Reproduce each line of the material exactly, minus any picture.

## START DATA EXTRACT

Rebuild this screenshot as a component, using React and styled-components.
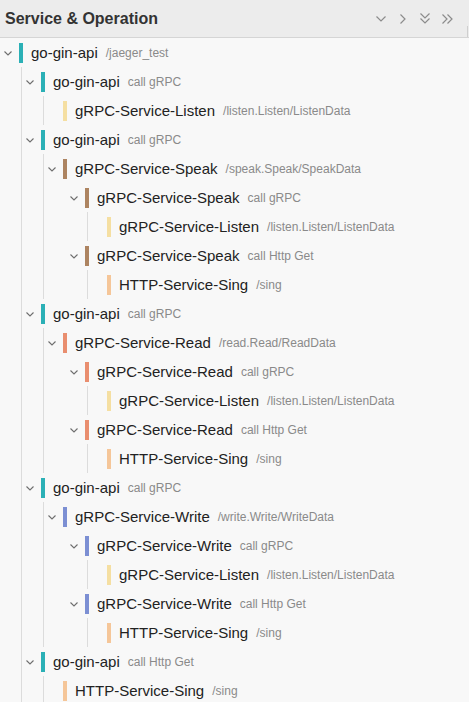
import styled, { createGlobalStyle } from 'styled-components';

const COLORS = {
  api: '#2bb0b6',
  listen: '#f5dfa2',
  speak: '#ad8461',
  read: '#e98e6f',
  write: '#7c8fd3',
  sing: '#f5c699',
};

const listen = { name: 'gRPC-Service-Listen', meta: '/listen.Listen/ListenData', color: COLORS.listen };
const sing = { name: 'HTTP-Service-Sing', meta: '/sing', color: COLORS.sing };

const service = (name, meta, color) => ({
  name,
  meta,
  color,
  children: [
    { name, meta: 'call gRPC', color, children: [listen] },
    { name, meta: 'call Http Get', color, children: [sing] },
  ],
});

const tree = {
  name: 'go-gin-api',
  meta: '/jaeger_test',
  color: COLORS.api,
  children: [
    { name: 'go-gin-api', meta: 'call gRPC', color: COLORS.api, children: [listen] },
    {
      name: 'go-gin-api',
      meta: 'call gRPC',
      color: COLORS.api,
      children: [service('gRPC-Service-Speak', '/speak.Speak/SpeakData', COLORS.speak)],
    },
    {
      name: 'go-gin-api',
      meta: 'call gRPC',
      color: COLORS.api,
      children: [service('gRPC-Service-Read', '/read.Read/ReadData', COLORS.read)],
    },
    {
      name: 'go-gin-api',
      meta: 'call gRPC',
      color: COLORS.api,
      children: [service('gRPC-Service-Write', '/write.Write/WriteData', COLORS.write)],
    },
    { name: 'go-gin-api', meta: 'call Http Get', color: COLORS.api, children: [sing] },
  ],
};

const ChevronDown = () => (
  <svg width="10" height="6" viewBox="0 0 10 6" fill="none" stroke="#8c8c8c" strokeWidth="1.2">
    <path d="M0.5 0.5 L5 5 L9.5 0.5" />
  </svg>
);

const ChevronRight = () => (
  <svg width="6" height="10" viewBox="0 0 6 10" fill="none" stroke="#8c8c8c" strokeWidth="1.2">
    <path d="M0.5 0.5 L5 5 L0.5 9.5" />
  </svg>
);

const DoubleDown = () => (
  <svg width="10" height="11" viewBox="0 0 10 11" fill="none" stroke="#8c8c8c" strokeWidth="1.2">
    <path d="M0.5 0.5 L5 5 L9.5 0.5" />
    <path d="M0.5 5.5 L5 10 L9.5 5.5" />
  </svg>
);

const DoubleRight = () => (
  <svg width="11" height="10" viewBox="0 0 11 10" fill="none" stroke="#8c8c8c" strokeWidth="1.2">
    <path d="M0.5 0.5 L5 5 L0.5 9.5" />
    <path d="M5.5 0.5 L10 5 L5.5 9.5" />
  </svg>
);

const RowChevron = () => (
  <svg width="8" height="5" viewBox="0 0 8 5" fill="none" stroke="#6e6e6e" strokeWidth="1.1">
    <path d="M0.5 0.5 L4 4 L7.5 0.5" />
  </svg>
);

const TreeNode = ({ node, level }) => {
  const hasChildren = node.children && node.children.length > 0;
  return (
    <>
      <Row $level={level}>
        <Toggle>{hasChildren && <RowChevron />}</Toggle>
        <Bar $color={node.color} />
        <Name>{node.name}</Name>
        <Meta>{node.meta}</Meta>
      </Row>
      {hasChildren && (
        <Children $level={level} $guide={level !== 2}>
          {node.children.map((child, i) => (
            <TreeNode key={i} node={child} level={level + 1} />
          ))}
        </Children>
      )}
    </>
  );
};

const App = () => {
  return (
    <>
      <GlobalStyle />
      <Panel>
        <Header>
          <Title>Service &amp; Operation</Title>
          <Tools>
            <ToolButton><ChevronDown /></ToolButton>
            <ToolButton><ChevronRight /></ToolButton>
            <ToolButton><DoubleDown /></ToolButton>
            <ToolButton><DoubleRight /></ToolButton>
          </Tools>
          <Grip />
        </Header>
        <Tree>
          <TreeNode node={tree} level={0} />
        </Tree>
      </Panel>
    </>
  );
};

const GlobalStyle = createGlobalStyle`
  html, body {
    margin: 0;
    padding: 0;
    overflow: hidden;
    background: #f8f8f8;
  }
  body {
    font-family: "Liberation Sans", Arial, sans-serif;
  }
`;

const Panel = styled.div`
  width: 469px;
  height: 702px;
  background: #f8f8f8;
  overflow: hidden;
`;

const Header = styled.div`
  display: flex;
  align-items: center;
  height: 37px;
  padding-left: 5px;
  background: #ececec;
  border-bottom: 1px solid #d5d5d5;
`;

const Title = styled.div`
  flex: 1;
  font-size: 16px;
  font-weight: bold;
  color: #333;
  padding-top: 1px;
`;

const Tools = styled.div`
  display: flex;
  align-items: center;
  margin-right: 9px;
`;

const ToolButton = styled.span`
  display: flex;
  align-items: center;
  justify-content: center;
  width: 22px;
  height: 22px;
`;

const Grip = styled.span`
  align-self: flex-end;
  width: 1px;
  height: 11px;
  margin-right: 1px;
  background: #cfcfcf;
`;

const Tree = styled.div`
  display: flex;
  flex-direction: column;
`;

const Row = styled.div`
  display: flex;
  align-items: center;
  height: 29px;
  padding-left: ${(p) => 4 + p.$level * 22}px;
  white-space: nowrap;
`;

const Toggle = styled.span`
  display: flex;
  align-items: center;
  width: 15px;
  height: 29px;
  padding-top: 1px;
`;

const Bar = styled.span`
  width: 4px;
  height: 20px;
  margin-right: 8px;
  background: ${(p) => p.$color};
`;

const Name = styled.span`
  font-size: 15px;
  color: #222;
`;

const Meta = styled.span`
  margin-left: 8px;
  font-size: 12px;
  color: #8a8a8a;
  padding-top: 1px;
`;

const Children = styled.div`
  display: flex;
  flex-direction: column;
  background: ${(p) =>
    p.$guide
      ? `linear-gradient(#dcdcdc, #dcdcdc) no-repeat ${21 + p.$level * 22}px 0 / 1px 100%`
      : 'none'};
`;

export default App;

## END DATA EXTRACT

— EXERCISE OUTPUT —
Rebuild this screenshot as a component, using React and styled-components.
import styled, { createGlobalStyle } from 'styled-components';

const COLORS = {
  api: '#2bb0b6',
  listen: '#f5dfa2',
  speak: '#ad8461',
  read: '#e98e6f',
  write: '#7c8fd3',
  sing: '#f5c699',
};

const listen = { name: 'gRPC-Service-Listen', meta: '/listen.Listen/ListenData', color: COLORS.listen };
const sing = { name: 'HTTP-Service-Sing', meta: '/sing', color: COLORS.sing };

const service = (name, meta, color) => ({
  name,
  meta,
  color,
  children: [
    { name, meta: 'call gRPC', color, children: [listen] },
    { name, meta: 'call Http Get', color, children: [sing] },
  ],
});

const tree = {
  name: 'go-gin-api',
  meta: '/jaeger_test',
  color: COLORS.api,
  children: [
    { name: 'go-gin-api', meta: 'call gRPC', color: COLORS.api, children: [listen] },
    {
      name: 'go-gin-api',
      meta: 'call gRPC',
      color: COLORS.api,
      children: [service('gRPC-Service-Speak', '/speak.Speak/SpeakData', COLORS.speak)],
    },
    {
      name: 'go-gin-api',
      meta: 'call gRPC',
      color: COLORS.api,
      children: [service('gRPC-Service-Read', '/read.Read/ReadData', COLORS.read)],
    },
    {
      name: 'go-gin-api',
      meta: 'call gRPC',
      color: COLORS.api,
      children: [service('gRPC-Service-Write', '/write.Write/WriteData', COLORS.write)],
    },
    { name: 'go-gin-api', meta: 'call Http Get', color: COLORS.api, children: [sing] },
  ],
};

const ChevronDown = () => (
  <svg width="10" height="6" viewBox="0 0 10 6" fill="none" stroke="#8c8c8c" strokeWidth="1.2">
    <path d="M0.5 0.5 L5 5 L9.5 0.5" />
  </svg>
);

const ChevronRight = () => (
  <svg width="6" height="10" viewBox="0 0 6 10" fill="none" stroke="#8c8c8c" strokeWidth="1.2">
    <path d="M0.5 0.5 L5 5 L0.5 9.5" />
  </svg>
);

const DoubleDown = () => (
  <svg width="10" height="11" viewBox="0 0 10 11" fill="none" stroke="#8c8c8c" strokeWidth="1.2">
    <path d="M0.5 0.5 L5 5 L9.5 0.5" />
    <path d="M0.5 5.5 L5 10 L9.5 5.5" />
  </svg>
);

const DoubleRight = () => (
  <svg width="11" height="10" viewBox="0 0 11 10" fill="none" stroke="#8c8c8c" strokeWidth="1.2">
    <path d="M0.5 0.5 L5 5 L0.5 9.5" />
    <path d="M5.5 0.5 L10 5 L5.5 9.5" />
  </svg>
);

const RowChevron = () => (
  <svg width="8" height="5" viewBox="0 0 8 5" fill="none" stroke="#6e6e6e" strokeWidth="1.1">
    <path d="M0.5 0.5 L4 4 L7.5 0.5" />
  </svg>
);

const TreeNode = ({ node, level }) => {
  const hasChildren = node.children && node.children.length > 0;
  return (
    <>
      <Row $level={level}>
        <Toggle>{hasChildren && <RowChevron />}</Toggle>
        <Bar $color={node.color} />
        <Name>{node.name}</Name>
        <Meta>{node.meta}</Meta>
      </Row>
      {hasChildren && (
        <Children $level={level} $guide={level !== 2}>
          {node.children.map((child, i) => (
            <TreeNode key={i} node={child} level={level + 1} />
          ))}
        </Children>
      )}
    </>
  );
};

const App = () => {
  return (
    <>
      <GlobalStyle />
      <Panel>
        <Header>
          <Title>Service &amp; Operation</Title>
          <Tools>
            <ToolButton><ChevronDown /></ToolButton>
            <ToolButton><ChevronRight /></ToolButton>
            <ToolButton><DoubleDown /></ToolButton>
            <ToolButton><DoubleRight /></ToolButton>
          </Tools>
          <Grip />
        </Header>
        <Tree>
          <TreeNode node={tree} level={0} />
        </Tree>
      </Panel>
    </>
  );
};

const GlobalStyle = createGlobalStyle`
  html, body {
    margin: 0;
    padding: 0;
    overflow: hidden;
    background: #f8f8f8;
  }
  body {
    font-family: "Liberation Sans", Arial, sans-serif;
  }
`;

const Panel = styled.div`
  width: 469px;
  height: 702px;
  background: #f8f8f8;
  overflow: hidden;
`;

const Header = styled.div`
  display: flex;
  align-items: center;
  height: 37px;
  padding-left: 5px;
  background: #ececec;
  border-bottom: 1px solid #d5d5d5;
`;

const Title = styled.div`
  flex: 1;
  font-size: 16px;
  font-weight: bold;
  color: #333;
  padding-top: 1px;
`;

const Tools = styled.div`
  display: flex;
  align-items: center;
  margin-right: 9px;
`;

const ToolButton = styled.span`
  display: flex;
  align-items: center;
  justify-content: center;
  width: 22px;
  height: 22px;
`;

const Grip = styled.span`
  align-self: flex-end;
  width: 1px;
  height: 11px;
  margin-right: 1px;
  background: #cfcfcf;
`;

const Tree = styled.div`
  display: flex;
  flex-direction: column;
`;

const Row = styled.div`
  display: flex;
  align-items: center;
  height: 29px;
  padding-left: ${(p) => 4 + p.$level * 22}px;
  white-space: nowrap;
`;

const Toggle = styled.span`
  display: flex;
  align-items: center;
  width: 15px;
  height: 29px;
  padding-top: 1px;
`;

const Bar = styled.span`
  width: 4px;
  height: 20px;
  margin-right: 8px;
  background: ${(p) => p.$color};
`;

const Name = styled.span`
  font-size: 15px;
  color: #222;
`;

const Meta = styled.span`
  margin-left: 8px;
  font-size: 12px;
  color: #8a8a8a;
  padding-top: 1px;
`;

const Children = styled.div`
  display: flex;
  flex-direction: column;
  background: ${(p) =>
    p.$guide
      ? `linear-gradient(#dcdcdc, #dcdcdc) no-repeat ${21 + p.$level * 22}px 0 / 1px 100%`
      : 'none'};
`;

export default App;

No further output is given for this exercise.